What is required >> Find and copy lines holding "screenshot".

— Begin Exercise material —

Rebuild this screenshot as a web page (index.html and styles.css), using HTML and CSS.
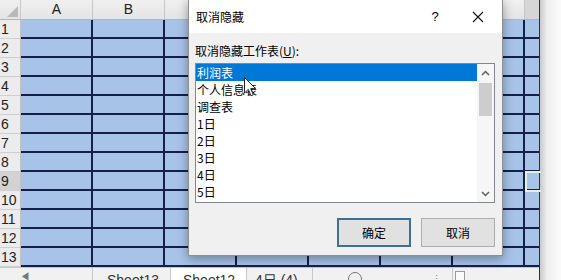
FILE: index.html
```html
<!DOCTYPE html>
<html lang="zh">
<head>
<meta charset="utf-8">
<link rel="stylesheet" href="styles.css">
</head>
<body>
<div class="screen">
  <div class="sheet">
    <div class="colhead">
      <div class="corner"><span class="tri"></span></div>
      <div class="ch">A</div>
      <div class="ch">B</div>
      <div class="ch"></div>
      <div class="ch"></div>
      <div class="ch"></div>
      <div class="ch"></div>
      <div class="ch"></div>
      <div class="ch ch-last"></div>
    </div>
    <div class="body">
      <div class="rowheads">
        <div class="rh">1</div>
        <div class="rh">2</div>
        <div class="rh">3</div>
        <div class="rh">4</div>
        <div class="rh">5</div>
        <div class="rh">6</div>
        <div class="rh">7</div>
        <div class="rh">8</div>
        <div class="rh rh-active">9</div>
        <div class="rh">10</div>
        <div class="rh">11</div>
        <div class="rh">12</div>
        <div class="rh">13</div>
      </div>
      <div class="cells"></div>
    </div>
    <div class="tabs">
      <div class="tab-nav"><span class="nav-arrow">◀</span></div>
      <div class="tab">Sheet13</div>
      <div class="tab tab-active">Sheet12</div>
      <div class="tab tab-small">4日 (4)</div>
      <div class="tab-tools">
        <span class="addbtn"></span>
        <span class="dots">⋮</span>
      </div>
      <div class="hscroll"><span class="hbox"></span></div>
    </div>
  </div>
  <div class="edge"></div>

  <div class="activecell"></div>

  <div class="dialog">
    <div class="titlebar">
      <span class="title">取消隐藏</span>
      <span class="help">?</span>
      <span class="close">
        <svg width="12" height="12" viewBox="0 0 12 12"><path d="M1 1 L11 11 M11 1 L1 11" stroke="#111" stroke-width="1.1" fill="none"/></svg>
      </span>
    </div>
    <div class="content">
      <div class="label">取消隐藏工作表(<u>U</u>):</div>
      <div class="listbox">
        <div class="items">
          <div class="item item-sel">利润表</div>
          <div class="item">个人信息表</div>
          <div class="item">调查表</div>
          <div class="item">1日</div>
          <div class="item">2日</div>
          <div class="item">3日</div>
          <div class="item">4日</div>
          <div class="item">5日</div>
        </div>
        <div class="vscroll">
          <div class="sbtn">
            <svg width="9" height="6" viewBox="0 0 9 6"><path d="M1 5 L4.5 1.5 L8 5" stroke="#606060" stroke-width="1.5" fill="none"/></svg>
          </div>
          <div class="track"><div class="thumb"></div></div>
          <div class="sbtn">
            <svg width="9" height="6" viewBox="0 0 9 6"><path d="M1 1 L4.5 4.5 L8 1" stroke="#606060" stroke-width="1.5" fill="none"/></svg>
          </div>
        </div>
      </div>
      <div class="buttons">
        <button class="btn btn-default">确定</button>
        <button class="btn">取消</button>
      </div>
    </div>
  </div>

  <svg class="cursor" width="13" height="20" viewBox="0 0 13 20">
    <path d="M0.5 0.5 L0.5 16 L4.3 12.4 L7 18.8 L9.3 17.8 L6.7 11.6 L11.6 11.6 Z" fill="#fff" stroke="#222" stroke-width="1"/>
  </svg>
</div>
</body>
</html>
```

FILE: styles.css
```css
* { box-sizing: border-box; }
html, body { margin: 0; padding: 0; background: #fff; }
.screen {
  position: relative;
  width: 561px;
  height: 280px;
  overflow: hidden;
  display: flex;
  font-family: "Noto Sans CJK SC", "Liberation Sans", sans-serif;
}
.sheet {
  width: 540px;
  display: flex;
  flex-direction: column;
  border-right: 1px solid #2a2f3a;
}
.colhead {
  display: flex;
  height: 20px;
  background: linear-gradient(#f0f0f0, #e4e4e4);
  border-bottom: 1px solid #b5b5b5;
}
.corner {
  width: 21px;
  position: relative;
  border-right: 1px solid #c8c8c8;
}
.tri {
  position: absolute;
  right: 2px;
  bottom: 2px;
  width: 0;
  height: 0;
  border-left: 11px solid transparent;
  border-bottom: 11px solid #b9b9b9;
}
.ch {
  width: 72px;
  border-right: 1px solid #c6c6c6;
  text-align: center;
  font: 14px/19px "Liberation Sans", sans-serif;
  color: #222;
}
.ch-last {
  width: 14px;
  border-right: none;
  background: #d6d6d6;
}
.body {
  display: flex;
  height: 247px;
}
.rowheads {
  width: 21px;
  display: flex;
  flex-direction: column;
  background: #ececec;
  border-right: 1px solid #c2c2c2;
}
.rh {
  height: 19px;
  border-bottom: 1px solid #cfcfcf;
  font: 14px/19px "Liberation Sans", sans-serif;
  color: #222;
  padding-left: 1px;
}
.rh-active { background: #d2d2d2; }
.cells {
  flex: 1;
  background-color: #a7c3e7;
  background-image:
    repeating-linear-gradient(to right, transparent 0 70px, #15204a 70px 72px),
    repeating-linear-gradient(to bottom, transparent 0 17px, #15204a 17px 19px);
}
.tabs {
  height: 13px;
  display: flex;
  background: #f1f1f1;
  border-top: 1px solid #c6c6c6;
  font: 14px/16px "Liberation Sans", sans-serif;
  color: #333;
}
.tab-nav {
  width: 93px;
  border-right: 1px solid #c8c8c8;
  padding-left: 20px;
  padding-top: 3px;
  font-size: 10px;
  line-height: 12px;
  color: #777;
}
.tab {
  padding: 4px 0 0 14px;
  width: 78px;
  border-right: 1px solid #c8c8c8;
}
.tab-active {
  background: #fff;
  width: 76px;
  padding-left: 12px;
}
.tab-small {
  width: 66px;
  padding-left: 8px;
}
.tab-tools {
  width: 140px;
  position: relative;
  border-right: 1px solid #c8c8c8;
}
.addbtn {
  position: absolute;
  left: 35px;
  top: 4px;
  width: 14px;
  height: 14px;
  border: 1.5px solid #777;
  border-radius: 50%;
}
.dots {
  position: absolute;
  left: 118px;
  top: 3px;
  font-size: 11px;
  color: #888;
}
.hscroll {
  flex: 1;
  padding: 3px 0 0 2px;
}
.hbox {
  display: block;
  width: 10px;
  height: 12px;
  border: 1px solid #9a9a9a;
  background: #fafafa;
}
.edge {
  flex: 1;
  background: linear-gradient(to right, #c9c9c9, #efefef 35%, #fbfbfb);
}
.activecell {
  position: absolute;
  left: 525px;
  top: 171px;
  width: 16px;
  height: 21px;
  border: 2px solid #e4f0e2;
  border-right: none;
}
.dialog {
  position: absolute;
  left: 188px;
  top: -1px;
  width: 315px;
  height: 257px;
  background: #f0f0f0;
  border: 1px solid #8f8f8f;
  box-shadow: 0 3px 10px rgba(0, 0, 0, 0.35);
  display: flex;
  flex-direction: column;
  color: #000;
  font-size: 12px;
}
.titlebar {
  height: 33px;
  background: #fff;
  display: flex;
  align-items: center;
  padding: 1px 0 0 7px;
}
.title { flex: 1; line-height: 16px; }
.help {
  width: 14px;
  margin-right: 30px;
  font: 13px/16px "Liberation Sans", sans-serif;
  text-align: center;
}
.close {
  width: 12px;
  height: 12px;
  margin-right: 18px;
  display: flex;
}
.content {
  flex: 1;
  padding: 10px 7px 0 6px;
  display: flex;
  flex-direction: column;
}
.label {
  line-height: 16px;
  height: 16px;
}
.label u { text-underline-offset: 1px; }
.listbox {
  margin-top: 4px;
  width: 300px;
  height: 140px;
  background: #fff;
  border: 1px solid #828790;
  display: flex;
}
.items {
  flex: 1;
  display: flex;
  flex-direction: column;
}
.item {
  height: 17px;
  line-height: 17px;
  padding-left: 1px;
  white-space: nowrap;
}
.item-sel {
  background: #0078d7;
  color: #fff;
}
.vscroll {
  width: 17px;
  display: flex;
  flex-direction: column;
  background: #f6f6f6;
}
.sbtn {
  height: 17px;
  display: flex;
  align-items: center;
  justify-content: center;
}
.track {
  flex: 1;
  padding: 2px 2px 0 2px;
}
.thumb {
  height: 33px;
  background: #cdcdcd;
}
.buttons {
  margin-top: 15px;
  display: flex;
  justify-content: flex-end;
  gap: 10px;
  width: 300px;
}
.btn {
  width: 74px;
  height: 29px;
  background: #e1e1e1;
  border: 1px solid #adadad;
  font-family: "Noto Sans CJK SC", sans-serif;
  font-size: 12px;
  color: #000;
  padding: 0;
}
.btn-default {
  border: 2px solid #3f6f98;
}
.cursor {
  position: absolute;
  left: 244px;
  top: 77px;
}
```
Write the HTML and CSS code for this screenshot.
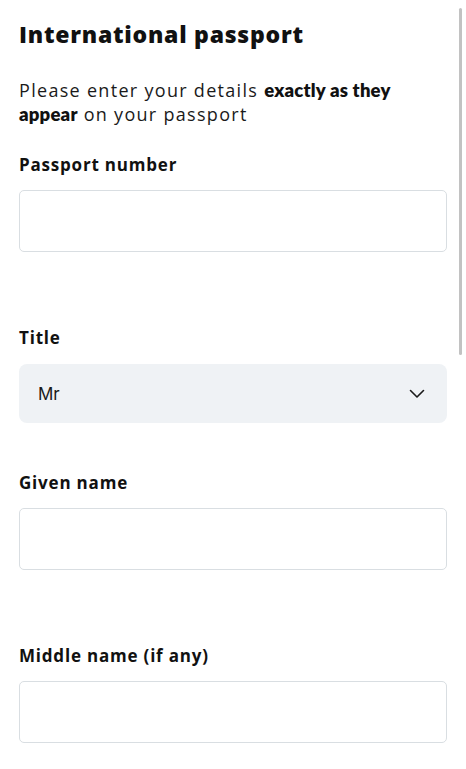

— End Exercise material —

Solved exercise >>
Rebuild this screenshot as a web page (index.html and styles.css), using HTML and CSS.
Write the HTML and CSS code for this screenshot.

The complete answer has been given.